### Prompt:
Wherever a line below holds the word "this", copy that line.

### Data block:
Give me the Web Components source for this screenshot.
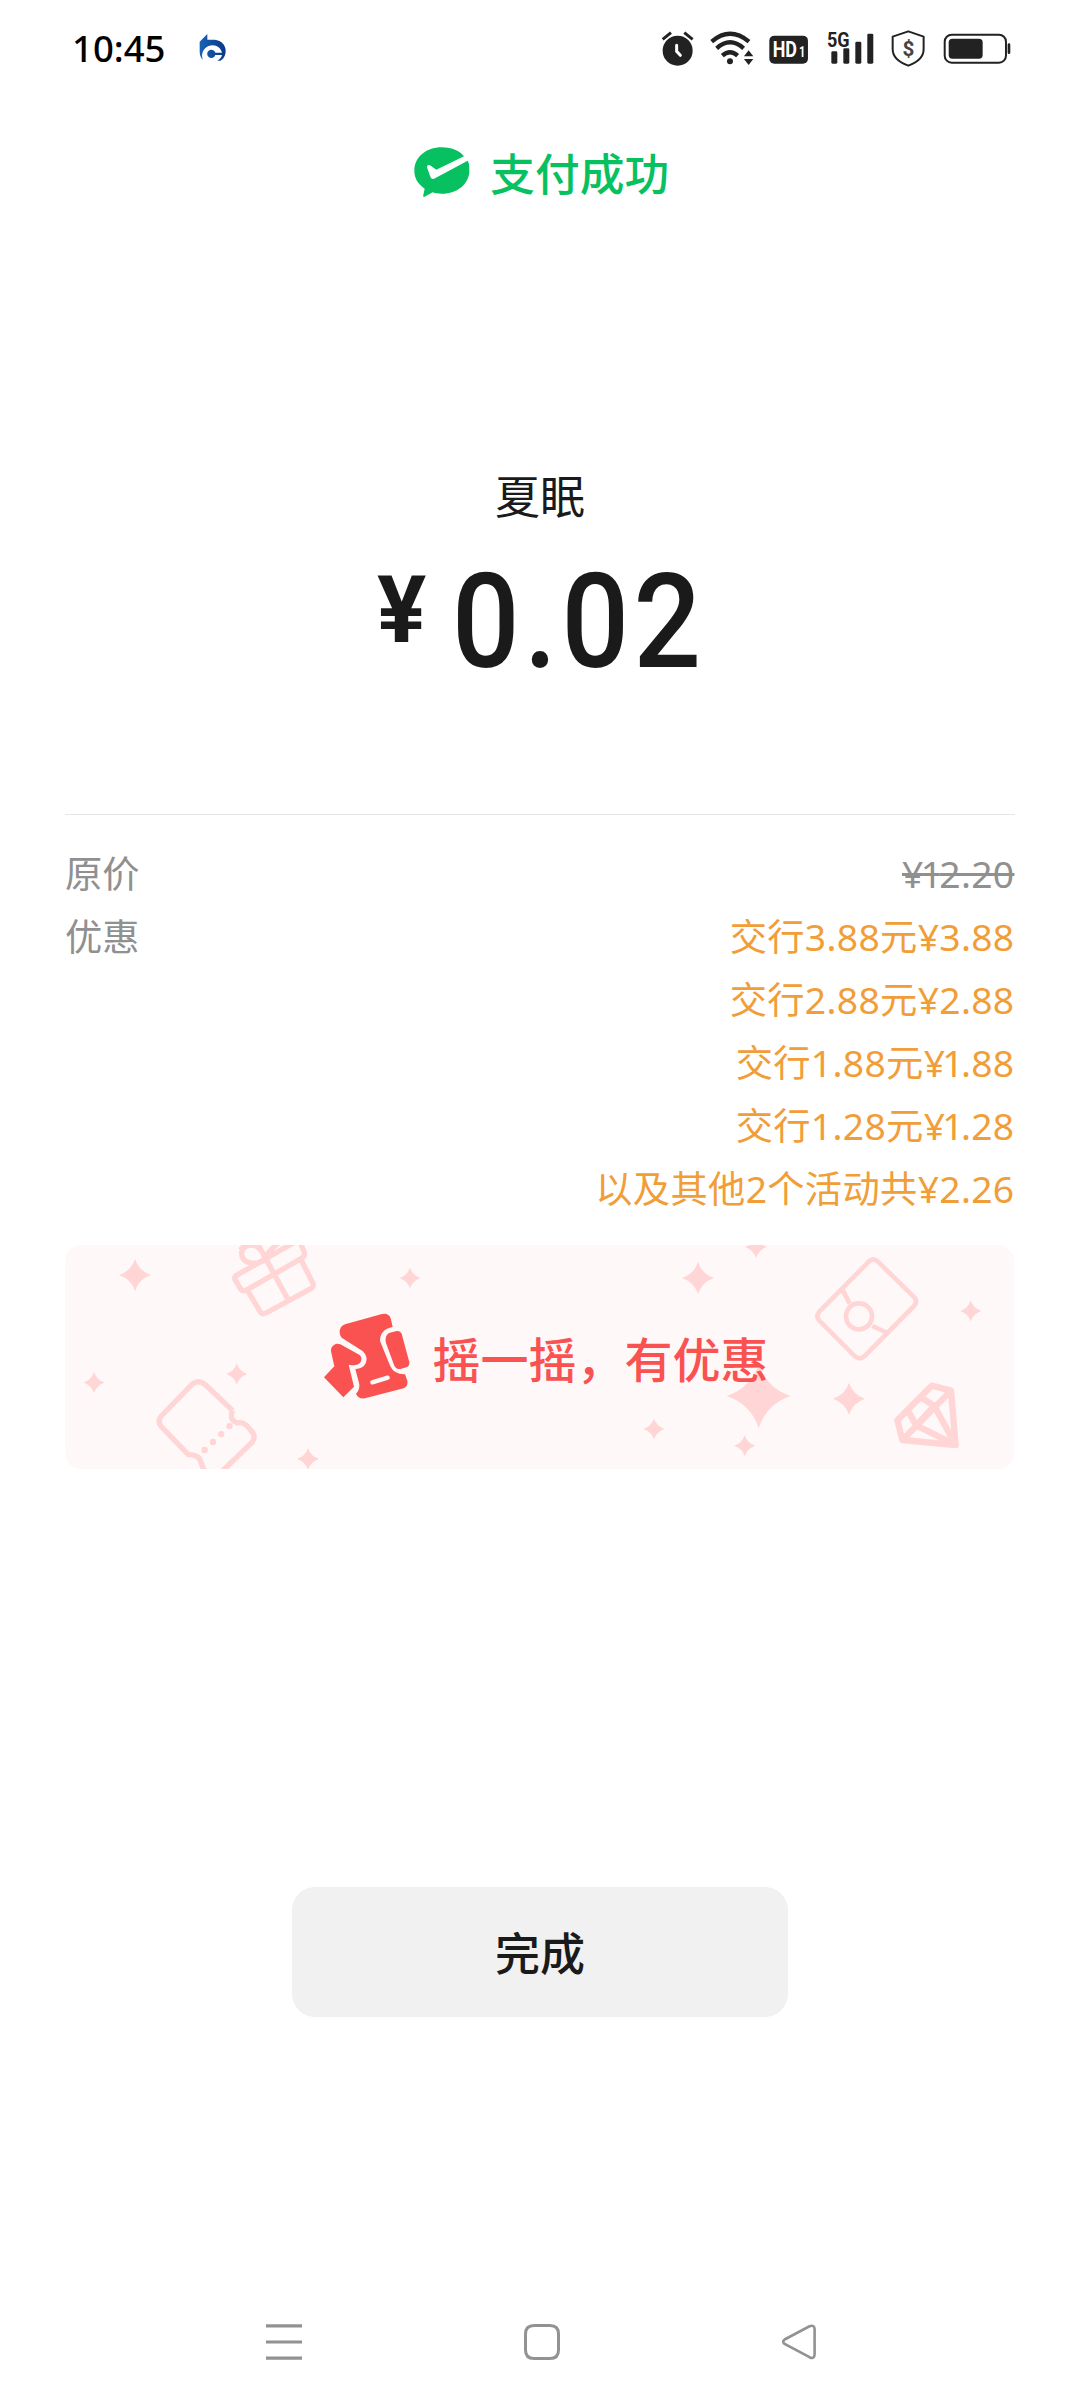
<!DOCTYPE html>
<html lang="zh-CN">
<head>
<meta charset="utf-8">
<title>支付成功</title>
<style>
html,body{margin:0;background:#fff}
body{font-family:"Noto Sans CJK SC",sans-serif;color:#1a1a1a}
</style>
</head>
<body>
<pay-page></pay-page>
<script>
const define = (name, html) => customElements.define(name, class extends HTMLElement {
  constructor() {
    super();
    this.attachShadow({mode: 'open'}).innerHTML = html;
  }
});

define('status-bar', `
<style>
:host{display:flex;height:96px;box-sizing:border-box;padding:0 69.2px 0 72px;align-items:center}
.time{font:500 36.5px/40px "Noto Sans",sans-serif;color:#000;width:127px}
svg{display:block;flex:none}
.icons{display:flex;margin-left:auto;gap:14.6px;color:#222;fill:currentColor}
text{font-family:Roboto,sans-serif;font-weight:700}
</style>
<span class="time">10:45</span>
<svg width="27" height="30" viewBox="448 54 81 90">
  <defs><linearGradient id="b" x1="0" y1="0" x2="1" y2="0"><stop offset="0" stop-color="#1b62b5"/><stop offset="1" stop-color="#073a85"/></linearGradient></defs>
  <path fill="url(#b)" fill-rule="evenodd" d="M450 80L473 57V74H495C516 76 528 91 528 107C528 122 521 132 512 137H503C511 133 516 126 517 120H497A12.500 12.500 0 1 1 497 113H517C513 100 503 91 489 91C471 91 458 104 457 122L459 134C452 127 450 119 450 109Z"/>
</svg>
<div class="icons">
<svg width="33.3" height="38.3" viewBox="64 40 100 115"><circle cx="114" cy="105" r="45"/><path d="M69 71L94 51M134 51L159 71" stroke="#222" stroke-width="9" fill="none"/><path d="M111 89V107L122 119" stroke="#fff" stroke-width="9" stroke-linecap="round" fill="none"/></svg>
<svg width="45.3" height="38.3" viewBox="208 40 136 115"><circle cx="271" cy="137" r="9"/><path d="M216 78Q271 31 328 78M231 98Q271 62 312 98M248 120Q271 99 294 120" stroke="#222" stroke-width="13" fill="none"/><path d="M327 104L341 122H313ZM313 130H341L327 148Z"/></svg>
<svg width="39.3" height="38.3" viewBox="388 40 118 115"><rect x="389" y="60" width="116" height="84" rx="15"/><g fill="#fff"><text x="399" y="125" font-size="66" textLength="73" lengthAdjust="spacingAndGlyphs">HD<tspan font-size="42"></tspan></text><text x="478" y="125" font-size="42" textLength="19" lengthAdjust="spacingAndGlyphs">1</text></g></svg>
<svg width="47.3" height="38.3" viewBox="562 40 142 115" style="margin-left:4px"><text x="562" y="94" font-size="61" textLength="68" lengthAdjust="spacingAndGlyphs">5G</text><rect x="575" y="107" width="18" height="37" rx="4"/><rect x="611" y="98" width="18" height="46" rx="4"/><rect x="647" y="78" width="18" height="66" rx="4"/><rect x="683" y="54" width="18" height="90" rx="4"/></svg>
<svg width="34.3" height="38.3" viewBox="755 40 103 115" style="margin-left:2.4px"><path d="M807 47L853 63V100C853 124 838 139 807 150C776 139 760 124 760 100V63Z" fill="none" stroke="#222" stroke-width="6" stroke-linejoin="round"/><text x="807" y="120" font-size="62" text-anchor="middle" fill="#444">$</text></svg>
<svg width="68" height="38.3" viewBox="910 40 204 115" style="margin-left:2.7px"><rect x="915" y="57" width="184" height="84" rx="21" fill="none" stroke="#222" stroke-width="6"/><rect x="927" y="69" width="102" height="60" rx="11"/><rect x="1104" y="83" width="8" height="32" rx="4"/></svg>
</div>`);

define('success-title', `
<style>
:host{display:flex;justify-content:center;align-items:center;gap:20.5px;height:151px;padding-left:3px;color:#07c160;font-size:44.7px;font-weight:500;line-height:60px}
svg{display:block}
</style>
<svg width="56" height="50" viewBox="72 50 168 150"><path fill="#07c160" d="M155 51C188 51 211 63 222 78L139 118L120 105Q111 101 111 111L121 139Q125 149 135 144L233 91C238 98 238 107 238 121C238 160 203 190 155 190C145 190 136 189 128 186L104 199Q98 201 100 194L104 175C83 160 73 143 73 121C73 81 108 51 155 51Z"/></svg>
<slot></slot>`);

define('pay-amount', `
<style>
:host{display:flex;flex-direction:column}
.name{font-size:45px;line-height:60px;height:60px;text-align:center}
.sum{display:flex;align-items:flex-start;font-family:Roboto,sans-serif;font-weight:500;margin:20px 0 0 377px;height:150px}
.cur{font-size:92px;line-height:108px;padding-top:12px;width:75px;font-weight:700}
.num{font-size:132px;line-height:154px;letter-spacing:5px;transform:scaleX(.9);transform-origin:0 0}
</style>
<div class="name"><slot></slot></div>
<div class="sum"><span class="cur">¥</span><span class="num"><slot name="value"></slot></span></div>`);

define('detail-row', `
<style>
:host{display:flex;justify-content:space-between;font-family:"Noto Sans","Noto Sans CJK SC",sans-serif;font-size:37.3px;line-height:63px;color:#909090}
.v{display:flex;flex-direction:column;align-items:flex-end;color:#f19d38;letter-spacing:.3px}
:host([old]) .v{color:#909090;text-decoration:line-through}
</style>
<span><slot name="label"></slot></span><div class="v"><slot></slot></div>`);

const star = (x, y, r) => `<path transform="translate(${x} ${y}) scale(${r})" d="M0-1Q.25-.25 1 0Q.25 .25 0 1Q-.25 .25-1 0Q-.25-.25 0-1Z"/>`;
define('shake-banner', `
<style>
:host{display:grid;width:949px;height:224px;border-radius:16px;overflow:hidden;background:#fff8f8}
svg{display:block}
.bg{grid-area:1/1}
.fg{grid-area:1/1;display:flex;align-items:center;gap:23px;padding-left:258.500px;color:#fa5151;font-size:48px;font-weight:500;z-index:1}
.fg svg{margin-top:-3px}
</style>
<svg class="bg" width="949" height="224" viewBox="65 1245 949 224">
<g fill="#ffd5d5">${[[135,1275,16],[410,1278,10.5],[236.7,1374,10.5],[94,1382.5,10.5],[308,1459,11],[698,1278,16],[756,1247,11],[970.7,1311,10.5],[758.7,1396,32],[849,1398.7,16],[654,1429,10.5],[744.7,1445.7,10.5]].map(a => star(...a)).join('')}</g>
<g fill="none" stroke="#ffd5d5" stroke-linejoin="round">
<g transform="translate(50 1230) scale(.33333)" stroke-width="16">
<path d="M558 137L747 29L763 67Q765 79 755 85L588 181Q577 185 571 175L556 151Q552 142 558 137ZM594 184L630 244Q637 255 648 249L784 175Q793 169 788 158L754 91M625 45L713 207M650 88C628 102 595 105 580 87C569 70 577 48 600 45C622 43 633 60 646 81C660 57 678 45 700 28M571 60Q585 42 610 46"/>
<path d="M548 542L467 465Q446 447 427 462L334 558Q320 575 335 591L415 674Q448 672 454 700L465 728M548 542Q536 570 562 579Q584 573 604 603Q620 619 606 637L510 730"/>
<path d="M464 660L541 586" stroke-width="19" stroke-linecap="round" stroke-dasharray="0 34.5"/>
</g>
<g transform="translate(620 1230) scale(.33333)">
<path stroke-width="14" d="M747 94Q760 82 773 94L883 202Q894 215 882 228L733 379Q719 391 705 379L598 272Q586 259 598 245ZM667 178L689 221M757 288L803 309"/><circle cx="717" cy="259" r="39" stroke-width="14"/>
<path stroke-width="19" d="M935 467L993 482L1007 645L847 630L832 571ZM863 541L889 586L1007 645L943 528L903 502M847 630L993 482M889 586L943 528"/>
</g></g>
</svg>
<div class="fg">
<svg width="86" height="86" viewBox="823 247 258 258"><g fill="#fa5151">
<path d="M886 281L997 250Q1017 246 1023 263L1029 289Q991 296 991 331L1022 407Q1034 432 1066 431L1073 450Q1076 466 1062 473L946 503Q926 506 919 489Q930 479 929 461L917 416Q950 413 951 384Q948 366 934 358L876 321Q870 315 870 305Q870 287 886 281Z"/>
<path d="M1018 307L1041 301Q1052 299 1056 309L1079 395Q1080 406 1070 410L1052 415Q1040 416 1034 405L1009 337Q1004 316 1018 307Z"/>
<path d="M853 343Q861 336 872 341L930 373Q939 382 933 394Q923 408 897 402L913 468L881 500L823 440L854 407L844 362Q843 349 853 343Z"/></g>
<path d="M968 455L1014 441" stroke="#fff8f8" stroke-width="13" stroke-linecap="round"/></svg>
<span><slot></slot></span>
</div>`);

define('done-button', `
<style>
:host{display:block;width:496px;height:130px}
button{all:unset;display:flex;width:100%;height:100%;align-items:center;justify-content:center;border-radius:23px;background:#f1f1f1;font-size:45px;font-weight:500;line-height:60px;color:#1a1a1a}
</style>
<button><slot></slot></button>`);

define('nav-bar', `
<style>
:host{display:flex;justify-content:space-between;padding:0 263px 0 266px}
svg{display:block;fill:none;stroke:#929292;stroke-width:3}
</style>
<svg width="36" height="36"><path d="M0 1.800H36M0 18H36M0 34.200H36" stroke-width="3.2"/></svg>
<svg width="36" height="36"><path d="M10 1.500H26Q34.500 1.500 34.500 10V26Q34.500 34.500 26 34.500H10Q1.500 34.500 1.500 26V10Q1.500 1.500 10 1.500Z"/></svg>
<svg width="35" height="36"><path stroke-width="2.6" d="M2.600 15.500L27.500 2.300Q32.500 .5 32.600 5V30.500Q32.500 35.500 27.500 33.200L2.600 20Q-.2 17.700 2.600 15.500Z"/></svg>`);

define('pay-page', `
<style>
:host{display:flex;flex-direction:column;width:1080px;height:2408px;background:#fff;overflow:hidden}
status-bar,success-title,pay-amount,nav-bar,.list{flex:none}
.k{letter-spacing:-2.7px}
pay-amount{margin-top:218px;height:230px}
hr{flex:none;border:0;height:1px;background:#e5e5e5;width:950px;margin:119px 0 27px 65px}
.list{padding:0 65.5px 0 65px;display:flex;flex-direction:column}
shake-banner{flex:none;margin:25px 0 0 65px}
done-button{flex:none;margin:418px auto 0 292px}
nav-bar{margin-top:307px}
</style>
<status-bar></status-bar>
<success-title>支付成功</success-title>
<pay-amount>夏眠<span slot="value">0.02</span></pay-amount>
<hr>
<div class="list">
<detail-row old><span slot="label">原价</span><span><span class="k">¥1</span>2.20</span></detail-row>
<detail-row><span slot="label">优惠</span><span>交行3.88元¥3.88</span><span>交行2.88元¥2.88</span><span>交行1.88元<span class="k">¥1</span>.88</span><span>交行1.28元<span class="k">¥1</span>.28</span><span>以及其他2个活动共¥2.26</span></detail-row>
</div>
<shake-banner>摇一摇，有优惠</shake-banner>
<done-button>完成</done-button>
<nav-bar></nav-bar>`);
</script>
</body>
</html>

### Response:
Give me the Web Components source for this screenshot.
    this.attachShadow({mode: 'open'}).innerHTML = html;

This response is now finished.